I want to insert here that I've been reading a book called "Shut up about your perfect kid" by Gina Gallagher & Patricia Konjoian. It's written by two sisters who each have a high needs daughter - one with Asperger's and one with bi-polar disorder. But the book is about coping and adjusting and dealing with the struggles that arise - and it references many other special/high needs, not just these two. One of the premises of what they share is how open they are with the struggles they face in handling their children's needs. They discovered that the more open they were, the more open others were in sharing their struggles as well. And the more open everyone was, the less of a stigma and the more manageable each struggle became. I find it very refreshing, and an easy, humorous read. In many ways, I see struggles so much bigger than my own that I feel reassured, too. One of my favorite stories was when one author was in the grocery store, waiting in a long line at the deli, and someone came up announcing loudly, "Hey! Guess what, I'm bipolar!" - she was secure in her struggle because she knew she had support and those who understood. Precious!

So, back to my story. . .as I pondered what to share, I knew I needed to let my guard down, but also preserve the dignity of my son and the fact that we don't fully understand everything going on with him yet. I weighed this with not wanting the other moms to be afraid of letting their kids play with him. I was glad I was able to speak last. I shared openly about why we started homeschooling, that last year was a pretty good year, that we'd barely schooled this year because the summer has been such an intense one and that our grumbling and complaining went beyond the average - that my son needs professional help (a hard thing to 'fess up to in front of 15 women you've never met!). And my aha moment was that I have the space and grace to adjust what I need how I need to meet his needs: be it curriculum or schedule or something else. It was good (and hard - I loathe the center of attention in groups that size, even when I know them....I was flushed from the effort!). I didn't feel criticized. And later, two different moms came up and were open with me - one specifically about a daughter's struggles and the other just saying that it sounded like we could easily get together and discuss our son's needs. I honestly hardly knew how to respond, but saw the opportunity for so much more in the year to come.

Open brings forth open.
In amazing ways.

04 October 2010

13

Today marks 13 years with my love.

My husband and I were chatting this morning (on the phone as he drove....a favorite past time of ours), and he commented that he was sorry that our anniversary fell in the midst of such hard times - namely all the 'stuff' that we've been coping with for the past several months. Honestly, our years have never been simple or easy, peppered heavily with his schooling, deaths in the family (when it would rain, it would pour), and most definitely the struggles of our sweet children - the hardest of things to bear.

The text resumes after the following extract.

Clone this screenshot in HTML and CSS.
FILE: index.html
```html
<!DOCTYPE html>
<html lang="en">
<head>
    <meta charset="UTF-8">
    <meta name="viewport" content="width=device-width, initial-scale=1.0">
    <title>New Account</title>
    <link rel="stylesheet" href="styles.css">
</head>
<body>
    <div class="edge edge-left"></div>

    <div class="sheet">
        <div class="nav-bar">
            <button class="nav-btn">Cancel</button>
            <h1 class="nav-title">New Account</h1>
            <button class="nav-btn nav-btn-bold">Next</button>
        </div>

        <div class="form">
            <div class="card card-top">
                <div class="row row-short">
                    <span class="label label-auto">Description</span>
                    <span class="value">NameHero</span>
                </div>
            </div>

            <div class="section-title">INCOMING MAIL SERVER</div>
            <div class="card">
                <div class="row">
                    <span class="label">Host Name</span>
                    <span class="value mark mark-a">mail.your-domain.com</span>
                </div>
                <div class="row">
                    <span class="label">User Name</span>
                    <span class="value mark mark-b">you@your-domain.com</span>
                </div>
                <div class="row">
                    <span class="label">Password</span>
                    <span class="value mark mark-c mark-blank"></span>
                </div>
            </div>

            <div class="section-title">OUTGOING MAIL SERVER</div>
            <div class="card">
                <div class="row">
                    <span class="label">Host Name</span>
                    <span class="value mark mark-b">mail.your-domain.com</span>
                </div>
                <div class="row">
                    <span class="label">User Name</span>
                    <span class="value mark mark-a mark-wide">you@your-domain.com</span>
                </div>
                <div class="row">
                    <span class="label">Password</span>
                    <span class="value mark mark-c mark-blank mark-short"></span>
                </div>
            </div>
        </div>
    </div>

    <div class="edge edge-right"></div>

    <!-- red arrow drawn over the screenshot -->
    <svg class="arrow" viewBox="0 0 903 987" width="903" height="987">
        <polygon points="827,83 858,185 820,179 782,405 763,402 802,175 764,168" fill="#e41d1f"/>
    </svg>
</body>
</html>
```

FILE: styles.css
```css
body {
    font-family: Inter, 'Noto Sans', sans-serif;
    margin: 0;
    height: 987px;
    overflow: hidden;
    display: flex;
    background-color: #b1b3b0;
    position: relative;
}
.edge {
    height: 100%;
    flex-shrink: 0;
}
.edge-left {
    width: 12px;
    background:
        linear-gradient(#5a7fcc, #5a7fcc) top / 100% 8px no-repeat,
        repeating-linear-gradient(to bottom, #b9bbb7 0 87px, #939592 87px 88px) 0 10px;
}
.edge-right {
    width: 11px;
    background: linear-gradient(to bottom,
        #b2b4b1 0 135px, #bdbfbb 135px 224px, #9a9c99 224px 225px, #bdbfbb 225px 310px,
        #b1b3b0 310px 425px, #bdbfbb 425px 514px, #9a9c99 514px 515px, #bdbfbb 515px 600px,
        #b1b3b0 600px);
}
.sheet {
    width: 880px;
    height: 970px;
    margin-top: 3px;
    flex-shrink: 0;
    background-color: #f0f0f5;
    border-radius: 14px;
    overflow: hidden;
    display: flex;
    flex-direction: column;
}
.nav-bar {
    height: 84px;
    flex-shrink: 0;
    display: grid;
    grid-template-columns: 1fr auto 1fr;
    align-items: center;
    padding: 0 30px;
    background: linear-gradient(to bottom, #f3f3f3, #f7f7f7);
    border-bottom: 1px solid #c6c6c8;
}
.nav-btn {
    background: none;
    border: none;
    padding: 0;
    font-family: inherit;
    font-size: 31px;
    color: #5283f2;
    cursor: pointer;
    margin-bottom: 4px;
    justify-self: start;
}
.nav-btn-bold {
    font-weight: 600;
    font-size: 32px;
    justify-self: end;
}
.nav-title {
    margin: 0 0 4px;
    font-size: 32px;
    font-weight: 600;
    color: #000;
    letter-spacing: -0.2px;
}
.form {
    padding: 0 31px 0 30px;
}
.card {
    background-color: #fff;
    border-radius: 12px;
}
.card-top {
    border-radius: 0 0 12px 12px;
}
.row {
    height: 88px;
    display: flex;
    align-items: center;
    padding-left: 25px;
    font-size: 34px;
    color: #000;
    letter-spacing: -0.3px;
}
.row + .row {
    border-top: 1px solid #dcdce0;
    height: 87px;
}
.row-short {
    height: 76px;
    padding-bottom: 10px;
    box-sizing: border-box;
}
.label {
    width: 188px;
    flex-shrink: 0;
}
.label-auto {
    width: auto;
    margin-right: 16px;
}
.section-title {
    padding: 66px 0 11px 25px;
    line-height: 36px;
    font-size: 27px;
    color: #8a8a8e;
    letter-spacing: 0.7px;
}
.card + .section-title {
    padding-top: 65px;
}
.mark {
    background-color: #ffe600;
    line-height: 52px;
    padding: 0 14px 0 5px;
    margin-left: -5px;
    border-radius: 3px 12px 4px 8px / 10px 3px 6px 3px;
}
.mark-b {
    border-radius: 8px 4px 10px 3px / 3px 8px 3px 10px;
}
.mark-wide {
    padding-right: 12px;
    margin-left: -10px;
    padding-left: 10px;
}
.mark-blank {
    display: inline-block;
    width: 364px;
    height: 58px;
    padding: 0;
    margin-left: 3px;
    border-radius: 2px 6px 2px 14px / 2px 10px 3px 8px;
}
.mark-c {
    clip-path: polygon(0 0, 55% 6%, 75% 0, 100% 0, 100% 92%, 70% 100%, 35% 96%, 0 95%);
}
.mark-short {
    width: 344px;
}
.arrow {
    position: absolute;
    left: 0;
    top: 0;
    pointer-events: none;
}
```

But I look back and would not trade a single one of those years. I would not trade the tough times, because they made us stronger; I would not trade the sad times for they made us closer; I would not trade the struggles for they made each achievement sweeter.

I commented on something along those lines, though not so explicitly. And he knew what I meant, agreeing. I then thought back 12 years to our first anniversary. I was going through medical treatment for my endometriosis that put me in a drug-induced menopause - I can tell you here and now I would not trade this year for that year ever. He very quickly agreed as I mentioned it (and yes, we know that true menopause is not so many years away, but we'll take it when it comes, and not a day sooner, thankyouverymuch). Besides, 12 years ago we did not have our sweet little people (who, I have begun noticing, do not stay quite so little....) and life is much richer with them.

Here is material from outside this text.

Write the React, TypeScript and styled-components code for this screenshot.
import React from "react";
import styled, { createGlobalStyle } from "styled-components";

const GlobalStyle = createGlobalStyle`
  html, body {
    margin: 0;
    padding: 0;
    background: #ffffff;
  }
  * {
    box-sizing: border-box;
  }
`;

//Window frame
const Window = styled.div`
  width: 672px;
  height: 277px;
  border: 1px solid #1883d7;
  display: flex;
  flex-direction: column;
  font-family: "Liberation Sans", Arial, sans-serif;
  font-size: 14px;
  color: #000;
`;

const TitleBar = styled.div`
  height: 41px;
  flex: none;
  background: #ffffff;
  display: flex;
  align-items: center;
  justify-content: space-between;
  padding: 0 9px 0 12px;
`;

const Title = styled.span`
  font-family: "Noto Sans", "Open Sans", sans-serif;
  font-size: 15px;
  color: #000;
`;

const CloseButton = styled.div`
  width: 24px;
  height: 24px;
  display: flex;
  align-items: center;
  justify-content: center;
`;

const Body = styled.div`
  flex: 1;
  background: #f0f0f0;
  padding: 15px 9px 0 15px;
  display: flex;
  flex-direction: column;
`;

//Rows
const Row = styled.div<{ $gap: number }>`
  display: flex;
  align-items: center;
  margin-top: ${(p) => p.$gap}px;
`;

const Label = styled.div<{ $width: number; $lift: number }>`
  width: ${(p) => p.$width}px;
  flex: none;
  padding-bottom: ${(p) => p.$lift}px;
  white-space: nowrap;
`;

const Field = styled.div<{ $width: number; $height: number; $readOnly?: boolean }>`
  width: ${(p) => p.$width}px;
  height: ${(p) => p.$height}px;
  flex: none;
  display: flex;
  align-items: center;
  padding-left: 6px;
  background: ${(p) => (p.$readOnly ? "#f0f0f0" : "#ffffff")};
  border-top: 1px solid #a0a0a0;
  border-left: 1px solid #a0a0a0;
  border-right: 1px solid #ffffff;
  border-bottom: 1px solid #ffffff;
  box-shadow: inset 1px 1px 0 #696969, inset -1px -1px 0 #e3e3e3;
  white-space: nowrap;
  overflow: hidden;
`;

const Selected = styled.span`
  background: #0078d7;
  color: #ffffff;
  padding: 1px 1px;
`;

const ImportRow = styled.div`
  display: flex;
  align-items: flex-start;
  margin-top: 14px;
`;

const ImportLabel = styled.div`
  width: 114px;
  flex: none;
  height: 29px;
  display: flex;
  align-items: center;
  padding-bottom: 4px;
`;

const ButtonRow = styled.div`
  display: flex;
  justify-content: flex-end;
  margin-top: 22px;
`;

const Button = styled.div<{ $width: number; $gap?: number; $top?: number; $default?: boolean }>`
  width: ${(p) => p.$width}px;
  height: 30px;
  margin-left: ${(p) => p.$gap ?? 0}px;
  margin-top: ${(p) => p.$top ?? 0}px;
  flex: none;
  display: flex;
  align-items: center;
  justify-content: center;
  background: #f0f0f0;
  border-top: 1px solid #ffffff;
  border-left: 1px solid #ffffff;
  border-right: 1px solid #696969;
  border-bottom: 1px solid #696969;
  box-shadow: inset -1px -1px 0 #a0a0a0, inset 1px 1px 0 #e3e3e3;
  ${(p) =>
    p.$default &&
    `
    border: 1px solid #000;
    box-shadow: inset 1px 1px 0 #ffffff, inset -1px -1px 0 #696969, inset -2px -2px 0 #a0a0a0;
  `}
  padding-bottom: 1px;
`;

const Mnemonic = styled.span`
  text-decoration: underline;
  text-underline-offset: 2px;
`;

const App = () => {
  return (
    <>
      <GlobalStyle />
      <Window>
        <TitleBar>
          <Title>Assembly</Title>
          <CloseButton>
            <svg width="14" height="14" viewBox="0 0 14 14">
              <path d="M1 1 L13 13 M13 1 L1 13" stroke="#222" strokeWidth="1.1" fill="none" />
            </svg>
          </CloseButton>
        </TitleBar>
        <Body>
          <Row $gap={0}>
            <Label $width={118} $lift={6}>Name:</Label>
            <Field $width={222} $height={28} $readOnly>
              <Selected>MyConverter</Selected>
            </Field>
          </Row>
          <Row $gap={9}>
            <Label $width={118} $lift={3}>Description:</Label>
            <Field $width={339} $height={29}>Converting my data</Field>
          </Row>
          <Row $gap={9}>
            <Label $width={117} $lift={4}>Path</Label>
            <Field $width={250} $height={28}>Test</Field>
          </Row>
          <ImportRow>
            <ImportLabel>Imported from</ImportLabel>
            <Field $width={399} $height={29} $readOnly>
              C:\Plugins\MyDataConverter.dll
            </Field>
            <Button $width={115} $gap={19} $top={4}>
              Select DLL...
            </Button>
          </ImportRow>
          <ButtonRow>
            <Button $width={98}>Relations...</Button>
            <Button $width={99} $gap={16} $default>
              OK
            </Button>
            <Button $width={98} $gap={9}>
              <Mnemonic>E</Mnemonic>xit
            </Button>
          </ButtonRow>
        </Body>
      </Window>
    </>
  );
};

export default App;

I may have had a tough summer and be bracing myself for what could lie ahead - there are many unpredictable turns with Little B's issues and Miss C's allergies and a new baby in the mix - but I love that in the midst of these days I am celebrating 13 years of sharing this life with the man I love so much. I am thankful that our anniversary falls in the midst of it all, for it's a wonderful reminder that tough or not, life is still very good. Very good indeed.